La première consiste à intégrer résolument, sans aucune réserve, dans le nouveau concept de la défense européenne les pays de la Mitteleuropa, à commencer par la Pologne, qui, toujours meurtris par le communisme, continuent à garder une vision plus aiguë et combative des valeurs européennes initiales – liberté individuelle, démocratie, dignité humaine, Loi – que les pays fondateurs de l’UE ont presque oubliées dans le fonctionnement quotidien de leurs "vieilles" démocraties. Les pays ex-communistes pourraient se révéler les forces motrices de la nouvelle solidarité paneuropéenne, vitale à l’émergence de la défense commune de notre continent. En plus, l’intégration plus énergique et prononcée de la Mitteleuropa dans ce nouveau projet européen commun pourraient permettre aux "nouveaux Européens" de surmonter progressivement les velléités nationalistes, populistes et europhobes, autant d’entraves de leur évolution, dues, dans une large mesure, à leur frustration par une Europe qu’ils trouvent trop technocratique, bureaucratique, privée de souffle.

La deuxième piste concerne la nécessité d’élargir sur le volet défense le projet transatlantique, actuellement en gestation et, pour le moment, principalement axé sur sa composante commerciale. Cet axe d’action aurait le mérite de permettre à l’Allemagne, impatiente de donner une nouvelle impulsion aux relations commerciales de l’Europe avec les Etats-Unis, de s’engager également dans les domaines politique et militaire, au concert des nations occidentales, et au diapason de sa nouvelle puissance.

La France s'est désengagée d'Afghanistan avant le délai de 2014, pourtant convenu avec les autres Etats européens, puis est intervenue dans ses anciennes colonies que sont la Mali et la Centrafrique, tout en déplorant de ne pas obtenir un soutien spontané de ces mêmes partenaires.

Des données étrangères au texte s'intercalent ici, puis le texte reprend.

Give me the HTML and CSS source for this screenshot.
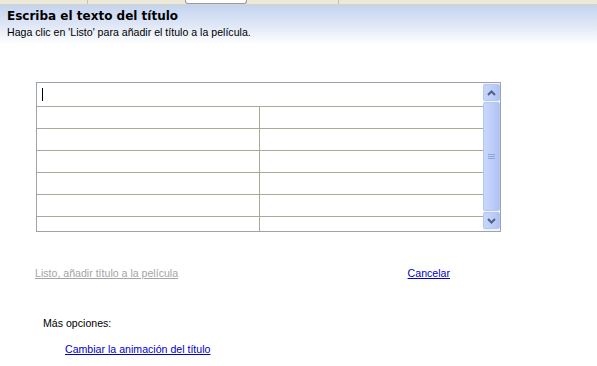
FILE: index.html
```html
<!DOCTYPE html>
<html lang="es">
  <head>
    <meta charset="UTF-8" />
    <title>Escriba el texto del título</title>
    <link rel="stylesheet" href="styles.css">
  </head>
  <body>
    <div class="top-strip">
      <span class="strip-part"></span>
      <span class="strip-box"></span>
      <span class="strip-part last"></span>
    </div>
    <div class="header">
      <h1>Escriba el texto del título</h1>
      <p class="hint">Haga clic en 'Listo' para añadir el título a la película.</p>
    </div>

    <div class="title-box">
      <div class="cells">
        <div class="entry"><span class="caret"></span></div>
        <div class="row"><div class="cell"></div><div class="cell"></div></div>
        <div class="row"><div class="cell"></div><div class="cell"></div></div>
        <div class="row"><div class="cell"></div><div class="cell"></div></div>
        <div class="row"><div class="cell"></div><div class="cell"></div></div>
        <div class="row"><div class="cell"></div><div class="cell"></div></div>
        <div class="row"><div class="cell"></div><div class="cell"></div></div>
      </div>
      <div class="scrollbar">
        <div class="scroll-btn">
          <svg width="9" height="6" viewBox="0 0 9 6"><path d="M1 5 L4.5 1.5 L8 5" fill="none" stroke="#4d6185" stroke-width="2"/></svg>
        </div>
        <div class="thumb">
          <svg width="7" height="6" viewBox="0 0 7 6"><path d="M0 0.5H7M0 2.5H7M0 4.5H7" stroke="#8ea6de" stroke-width="1"/></svg>
        </div>
        <div class="scroll-btn">
          <svg width="9" height="6" viewBox="0 0 9 6"><path d="M1 1 L4.5 4.5 L8 1" fill="none" stroke="#4d6185" stroke-width="2"/></svg>
        </div>
      </div>
    </div>

    <div class="actions">
      <a class="done" href="#">Listo, añadir título a la película</a>
      <a href="#">Cancelar</a>
    </div>

    <div class="more">
      <p>Más opciones:</p>
      <a href="#">Cambiar la animación del título</a>
    </div>
  </body>
</html>
```

FILE: styles.css
```css
body {
  margin: 0;
  background-color: #fff;
  font-family: "Liberation Sans", Arial, sans-serif;
  font-size: 10.6px;
  color: #000;
}

a {
  color: #0000cc;
}

.top-strip {
  display: flex;
  height: 4px;
  background-color: #ece9d8;
  border-bottom: 1px solid #d8d4c4;
}

.strip-part {
  width: 87px;
  border-right: 1px solid #c8c4b4;
}

.strip-part.last {
  width: 91px;
}

.strip-box {
  width: 62px;
  margin-left: 97px;
  border: 1px solid #9a9a9a;
  border-top: none;
  border-radius: 0 0 3px 3px;
  background-color: #fff;
  box-sizing: border-box;
}

.header {
  height: 37px;
  padding: 3px 7px 0;
  background: linear-gradient(#c4d3ef, #dfe7f6 50%, #fff);
}

h1 {
  margin: 0;
  font-family: "DejaVu Sans", Verdana, sans-serif;
  font-size: 12px;
  font-weight: bold;
  line-height: 16px;
}

.hint {
  margin: 0;
  line-height: 16px;
}

.title-box {
  display: flex;
  width: 463px;
  height: 148px;
  margin: 37px 0 0 36px;
  border: 1px solid #9ba3ae;
}

.cells {
  flex: 1;
  overflow: hidden;
}

.entry {
  height: 23px;
  padding: 5px 0 0 5px;
  box-sizing: border-box;
}

.caret {
  display: block;
  width: 1px;
  height: 13px;
  background-color: #000;
}

.row {
  display: grid;
  grid-template-columns: 223px 1fr;
  height: 21px;
  border-top: 1px solid #aca899;
}

.cell:first-child {
  border-right: 1px solid #aca899;
}

.scrollbar {
  display: flex;
  flex-direction: column;
  gap: 1px;
  width: 17px;
  padding: 1px 0 2px;
  background-color: #f3f4fa;
}

.scroll-btn,
.thumb {
  display: flex;
  align-items: center;
  justify-content: center;
  border: 1px solid #b7c8f0;
  border-radius: 2px;
  background: linear-gradient(90deg, #c8d6fb, #bccdf8 60%, #aec1f3);
}

.scroll-btn {
  height: 15px;
}

.thumb {
  flex: 1;
}

.actions {
  display: flex;
  justify-content: space-between;
  width: 415px;
  margin: 35px 0 0 35px;
}

.actions .done {
  color: #a4a4a4;
}

.more {
  margin: 38px 0 0 43px;
}

.more p {
  margin: 0;
}

.more a {
  display: inline-block;
  margin: 14px 0 0 22px;
}
```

Ces exemples montrent-ils que des intérêts propres à chaque Etat continuent d'exister, empêchant du même coup toute concrétisation d'une défense européenne ?

Il est évident que la France qui joue en solo, n’a pas les moyens militaires de ses ambitions géopolitiques, par ailleurs moralement louables. En même temps, la France est toujours la meilleure quand elle montre l’exemple, se révèle volontariste, proactive sur la scène internationale, en entraînant dans son élan d’autres pays qui hésitent à sauter le pas, essentiellement en raison des considérations de politique intérieure.

Les Etats européens, qui tous réduisent leurs budgets militaires, ont-ils seulement la volonté de mener une politique de la défense, ne serait-ce qu'à leur propre niveau ? L'OTAN, dont le budget militaire est assuré à 72 % par les Etats-Unis, contre 63 % en 2001, joue-t-elle un rôle de "parapluie" pour ces Etats, qui ne verraient plus l'intérêt d'entretenir une armée capable d'assurer ne serait-ce que des missions de sécurité aux bordures de l'Europe ?

Un rappel historique, formulé en synthèse, donnera un élément de réponse à votre question. A l’époque de la guerre froide la défense européenne était assurée par la générosité des contribuables américains. Les Etats-Unis, sortis vainqueurs de la Deuxième Guerre mondiale, ont créé l’OTAN en partant du postulat que la protection du monde libre contre le danger communiste était une affaire trop importante pour la confier aux Européens, affaiblis par la confrontation militaire. Du coup, ils ont permis aux Européens, au risque de les "infantiliser", de faire l’économie des dépenses militaires et de se concentrer sur la mise en place de leur "soft power" (attractivité de l’exemple pacifique) sous la forme d’une communauté économique.

La chute du Mur de Berlin a sonné le glas de cette aubaine pour l’Europe. Les Etats-Unis n’ont plus aucune raison de garder le "Vieux Continent" sous son parapluie militaire. L’Europe n’est plus ni problème, ni solution pour Washington : ses priorités géostratégiques sont désormais ailleurs, principalement en Asie, où se joue l’avenir. Ce basculement américain de l’Atlantique au Pacifique a laissé les Européens orphelins d’un concept militaire et rebattu les cartes des alliances militaires. Ainsi, l’intervention en Iraq en 2003 a démontré les insurmontables dissensions au sein du bloc occidental qui paraissait pourtant indissociable, monolithique auparavant - face à un danger commun qui le cimentait : la prétendue solidarité de l’OTAN s’est fissurée.

Par conséquent, le seul avenir qui se dessine pour la défense européenne sera désormais articulé autour de coalitions ad hoc à géométrie variable. Ce n’est plus la coalition qui fait la mission, mais, à l’inverse, c’est la mission – difficilement prévisible – qui fait la coalition des pays qui veulent et peuvent y participer. D’où l’importance de l’innovation en géopolitique européenne et transatlantique que j’ai déjà évoquée.